Monday, April 3, 2006
More on Linker's anti-Neuhaus screed
I blogged a few days ago about the long and (in my view) unfair and unconvincing Damon Linker essay in The New Republic, which purports to review and warn about the dangerous, authoritarian "theoconservativism" of Fr. Richard Neuhaus. For more, check out the good stuff at "The American Scene," at Amy Welborn's blog, and at Mere Comments. (Linker, apparently, is responding to and conversing with some of his critics in the comments at these blogs). I thought this, from Ross Douthat, was particularly interesting:
. . . Linker, in order to read Neuhaus out of the liberal order, has to turn to his religious beliefs, and then read those back into his politics. The dishonesty of this maneuver ought to be obvious. Does Linker seriously believe that in thinking that the Catholic Church is the one true church, and desiring it to thrive and prosper and expand its reach in American culture, Neuhaus has lurched into authoritarianism? This is a reasonably common belief among thoughtless people - the sort of people who think that private proselytization, say, is incompatible with liberal democracy - but one expects better from a former editor of First Things.

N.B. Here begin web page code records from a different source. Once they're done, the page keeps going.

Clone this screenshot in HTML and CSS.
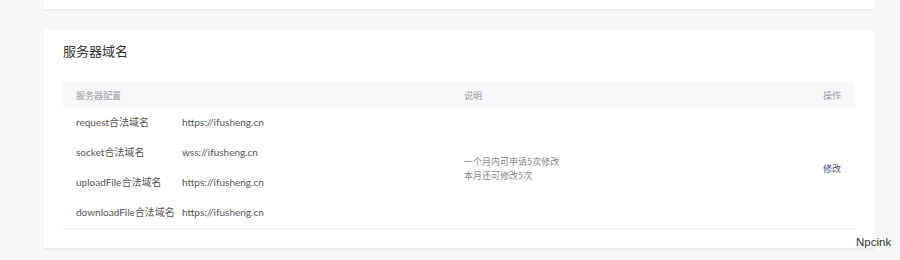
FILE: index.html
```html
<!DOCTYPE html>
<html lang="zh-CN">
  <head>
    <meta charset="utf-8" />
    <title>服务器域名</title>
    <link rel="stylesheet" href="styles.css">
  </head>
  <body>
    <div class="page">
      <div class="panel panel--cut"></div>

      <div class="panel">
        <h2 class="panel__title">服务器域名</h2>
        <table class="domains">
          <thead>
            <tr>
              <th class="domains__name">服务器配置</th>
              <th class="domains__value"></th>
              <th class="domains__desc">说明</th>
              <th class="domains__op">操作</th>
            </tr>
          </thead>
          <tbody>
            <tr>
              <td class="domains__name">request合法域名</td>
              <td class="domains__value">https://ifusheng.cn</td>
              <td class="domains__desc" rowspan="4">一个月内可申请5次修改<br>本月还可修改5次</td>
              <td class="domains__op" rowspan="4"><a href="#">修改</a></td>
            </tr>
            <tr>
              <td class="domains__name">socket合法域名</td>
              <td class="domains__value">wss://ifusheng.cn</td>
            </tr>
            <tr>
              <td class="domains__name">uploadFile合法域名</td>
              <td class="domains__value">https://ifusheng.cn</td>
            </tr>
            <tr>
              <td class="domains__name">downloadFile合法域名</td>
              <td class="domains__value">https://ifusheng.cn</td>
            </tr>
          </tbody>
        </table>
      </div>
    </div>
    <div class="watermark">Npcink</div>
  </body>
</html>
```

FILE: styles.css
```css
html, body {
	margin: 0;
	height: 100%;
}
body {
	background: #f6f7f9;
	font-family: Lato, "Noto Sans CJK SC", sans-serif;
	color: #444;
	overflow: hidden;
}

.page {
	width: 830px;
	margin-left: 44px;
	display: flex;
	flex-direction: column;
	gap: 20px;
}

.panel {
	background: #fff;
	padding: 12px 19px 19px;
	box-shadow: 0 1px 1px rgba(0, 0, 0, 0.04);
	border-bottom: 1px solid #eceef1;
}
.panel--cut {
	height: 9px;
	padding: 0;
}
.panel__title {
	margin: 0 0 22px;
	font-family: "Noto Sans CJK SC", sans-serif;
	font-size: 13px;
	font-weight: normal;
	line-height: 18px;
	color: #333;
}

.domains {
	width: 792px;
	border-collapse: collapse;
	table-layout: fixed;
	font-size: 10px;
	border-bottom: 1px solid #ebedf0;
}
.domains th {
	height: 26px;
	padding: 0;
	background: #f7f8fa;
	font-size: 9px;
	font-weight: normal;
	color: #999;
	text-align: left;
}
.domains td {
	height: 27px;
	padding: 0 0 3px;
	color: #555;
	white-space: nowrap;
}
.domains__name {
	width: 106px;
	padding-left: 13px !important;
}
.domains__value {
	width: 282px;
}
.domains__desc {
	width: 359px;
}
td.domains__desc {
	font-size: 9px;
	line-height: 14px;
	color: #888 !important;
	padding: 2px 0 0;
}
td.domains__op {
	padding: 0;
}
td.domains__op a {
	font-size: 9px;
	color: #47508a;
	text-decoration: none;
}

.watermark {
	position: absolute;
	left: 856px;
	top: 236px;
	font-family: "Liberation Sans", sans-serif;
	font-size: 11.5px;
	color: #333;
	text-shadow: 0 0 2px #fff;
}
```
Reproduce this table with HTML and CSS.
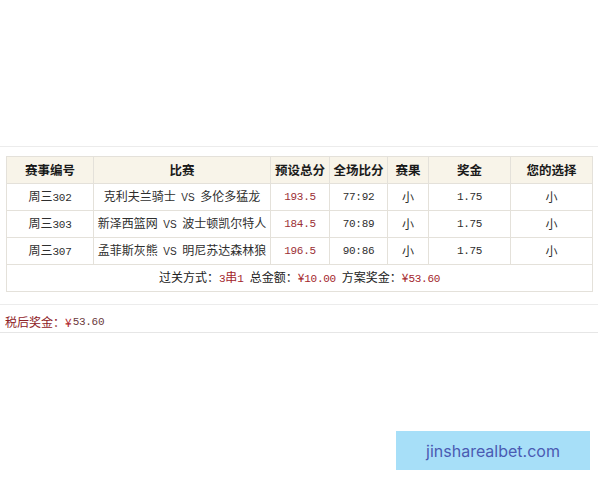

The irony is that Linker is right about one thing: the "Catholic neoconservative" project can be a dangerous one, if taken too far. But it's potentially dangerous to Catholicism, not to America - because in attempting to smooth away contradictions between the American order and the Church, it risks losing too much that is distinctively Christian.
Now, in my view, Fr. Neuhaus and the others whom Linker attacks have not, in fact, lost sight of the possible "contradictions between the American order and the Church," even if they have tried to identify consonance, and to untangle some supposed contradictions. Still, Douthat's is an important point. He adds another long post about Linker's essay here.
UPDATE: Re-reading the Linker piece, I came across this: "[I]n the Council's 'Declaration on Religious Freedom,' known as Dignitatis Humanae, . . . the Church embraced democracy and human rights for the first time in its history." Is there any way to understand this statement as anything other than (oddly enough) both shockingly and numbingly . . . well, incorrect?